Non-Compete Covenants In Latin American Jurisdictions — Enforceability Challenges and Drafting Recommendations

a special supplement to ACC Docket sponsored by Littler Mendelson P.C.

Workplace law in Latin American (LATAM) jurisdictions is notoriously complex. The law on the enforcement of non-compete covenants after the employment relationship terminates is equally complex and in some instances underdeveloped. No uniformity exists among the LATAM jurisdictions. This article explores the enforceability of non-compete covenants and suggests some drafting guidelines to improve the chances of implementing valid and enforceable non-compete covenants.

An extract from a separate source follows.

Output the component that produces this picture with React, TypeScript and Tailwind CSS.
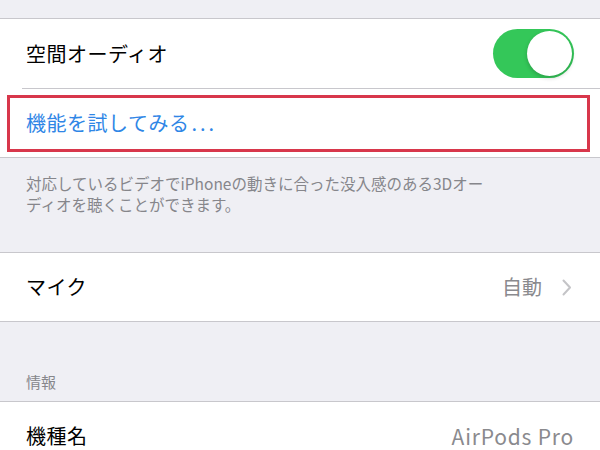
import React from "react";

const font = { fontFamily: '"Noto Sans CJK JP", "Noto Sans", sans-serif' };

export default function App() {
  return (
    <div className="w-[600px] h-[450px] overflow-hidden bg-[#efeff4]" style={font}>
      <div className="h-[18px]" />
      <div className="bg-white border-t border-b border-[#c8c7cc]">
        <div className="h-[69px] flex items-center justify-between pl-[26px] pr-[26px]">
          <span className="text-[20px] tracking-[0.5px] text-black leading-none">空間オーディオ</span>
          <div className="w-[81px] h-[49px] rounded-full bg-[#34c759] flex items-center justify-end pr-[2px]">
            <div className="w-[45px] h-[45px] rounded-full bg-white shadow-[0_2px_4px_rgba(0,0,0,0.2)]" />
          </div>
        </div>
        <div className="ml-[22px] h-px bg-[#c8c7cc]" />
        <div className="relative h-[68px] flex items-center pl-[26px]">
          <span className="text-[20px] tracking-[0.5px] text-[#2f86e6] leading-none">
            機能を試してみる<span className="ml-[2px] tracking-[3px]">...</span>
          </span>
          <div className="absolute left-[7px] top-[6px] w-[583px] h-[57px] border-[3px] border-[#d8374b]" />
        </div>
      </div>
      <div className="h-[94px] pl-[26px] pt-[15px]">
        <p className="w-[462px] text-[15.5px] leading-[21px] text-[#86868b]">
          対応しているビデオでiPhoneの動きに合った没入感のある3Dオーディオを聴くことができます。
        </p>
      </div>
      <div className="bg-white border-t border-b border-[#c8c7cc]">
        <div className="h-[68px] flex items-center justify-between pl-[26px] pr-[28px]">
          <span className="text-[20px] tracking-[0.5px] text-black leading-none">マイク</span>
          <div className="flex items-center gap-[20px]">
            <span className="text-[20px] text-[#8a8a8e] leading-none">自動</span>
            <svg width="10" height="17" viewBox="0 0 10 17">
              <path d="M1.5 1.5 L8 8.5 L1.5 15.5" fill="none" stroke="#c4c4c7" strokeWidth="2" strokeLinecap="round" strokeLinejoin="round" />
            </svg>
          </div>
        </div>
      </div>
      <div className="h-[79px] flex items-end pl-[26px] pb-[12px]">
        <span className="text-[15px] text-[#86868b] leading-none">情報</span>
      </div>
      <div className="bg-white border-t border-[#c8c7cc]">
        <div className="h-[68px] flex items-center justify-between pl-[26px] pr-[26px]">
          <span className="text-[20px] tracking-[0.5px] text-black leading-none">機種名</span>
          <span className="text-[21px] tracking-[0.8px] text-[#8a8a8e] leading-none">AirPods Pro</span>
        </div>
      </div>
    </div>
  );
}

Implied duty of good faith

In the LATAM jurisdictions, employees may not compete with an employer during the tenure of their employment relationship. In most jurisdictions, employees are under an implied duty of trust and confidentiality. Accordingly, in some jurisdictions no express employment contractual provision is required to protect an employer against unfair competition while the employment relationship exists. For example, in Brazil, Article 482 of the Labor Code provides the list of employee misconduct that can be considered good cause for terminating the employment relationship. The statutory list of lawful grounds of termination includes competing against the employer and disclosing trade secrets or confidential information. These employee obligations are implied by law, and it is not required to restate these obligations in the employment agreements.

Mexican law, on the other hand, is not as specific. While an employer can terminate an employee for cause if the employee discloses confidential information, there is no specific prohibition against employees having a second job even if with a competing employer. For that reason, it is advisable to include exclusivity of services clauses in the employment agreement for employees in Mexico.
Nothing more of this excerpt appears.